Complementary awards to the lifetime achievement prizes announced Thursday go to Toronto lawyer John D. McKellar (for voluntarism in the arts), Montreal actor-director Albert Millaire and playwright Benjamin Pradet (for mentorship and protégé respectively), and the British Columbian crooner Michael Bublé, the winner of the National Arts Centre Award for artistic accomplishments in the past year.

Previously named lifetime laureates in tune musically as well as sociopolitically include Neil Young, Buffy Sainte-Marie, Bruce Cockburn and Bryan Adams, who, just this week, announced the cancellation of his concert in Mississippi over the state's controversial new "religious liberty" law. The decree allows for the refusal of service to gay people by private businesses and religious groups.

The Straight from the Heart singer issued a statement saying he was using his voice to "stand in solidarity with all my LGBT friends to repeal this extremely discriminatory bill."

Adams's gesture came days after the American rocker Bruce Springsteen cancelled a concert in North Carolina over a much-criticized law in that state that invalidates anti-discrimination measures previously enacted to protect gay and transgender people.

Asked about an artist's responsibility to speak out against injustices, Aglukark says that while it's not for everyone, she's never given it a second thought. "As an aboriginal artist, I think there is a need, in light of all the very sensitive, very complicated and very interconnected issues that we all face, to be vocal."

Artists risk alienation by being politically noticeable, and Aglukark is aware of the cost that can come with the championing of causes. "Have I shot myself in the foot? Probably. But I can't stay quiet. I stay committed, if for nothing else than to use my status, if you want to call it that, to keep issues on the forefront."

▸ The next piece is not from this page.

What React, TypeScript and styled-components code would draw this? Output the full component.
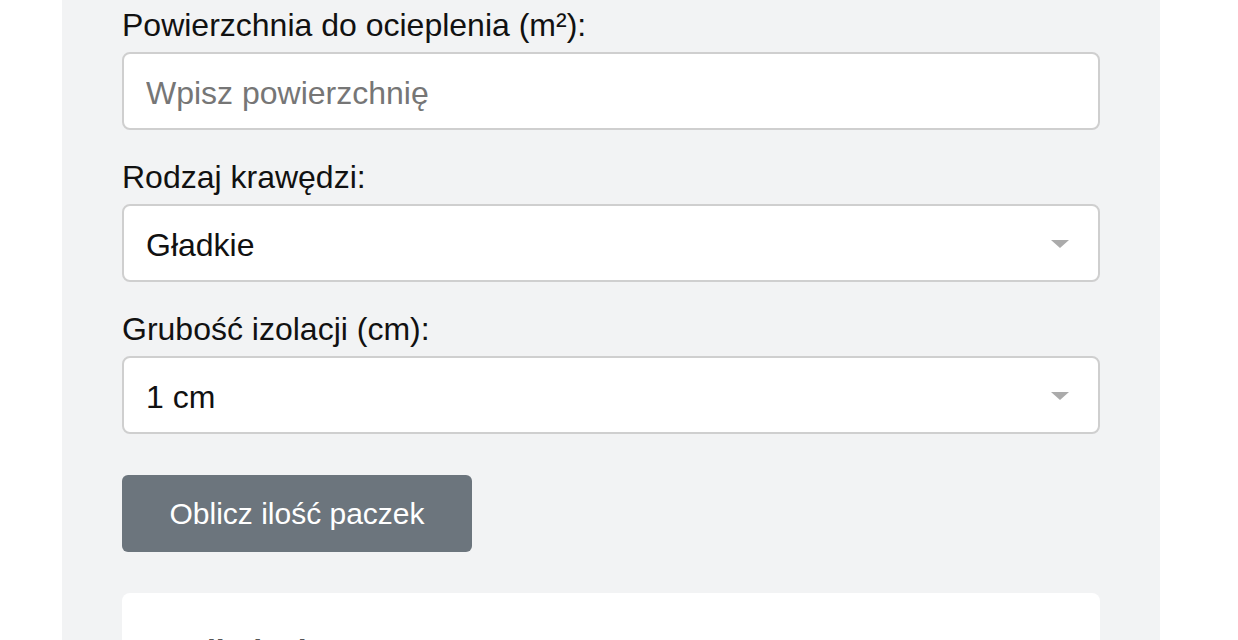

Robert Lantos on life and art

Of the five lifetime artistic achievement honorees of 2016's Governor-General's Performing Arts Award, all are performers and/or writers save one, the legendary co-founder of Alliance Communications Robert Lantos. We spoke to the Budapest-born, Montreal-schooled pioneer in Canadian film and television production by phone.

About the edge of an immigrant: "When I began my career here, there wasn't a fallback solution if it didn't work out. If I were to credit the immigrant thing for anything, it's that there was no safety net for me. One had to be fearless – there was no room for fear."

About Leonard Cohen, the fellow GG laureate that inspires him the most: "His work had a huge impact on me since I was a teenager. To read him and to listen to him gave me goosebumps. Years later, we became friends and collaborators, and his words are still a source of nourishment for my soul."

About early days in the Canadian film industry: "When I made my first movie, In Praise of Older Women in 1978, I tried to secure movie theatres for it in Toronto. The largest country's largest theatre circuit didn't want to screen it because it was Canadian. That's not a conversation that conceivably would happen today. That film in particular changed the narrative. That Canadian inferiority mindset has certainly taken a beating, and that's something in which I had a hand."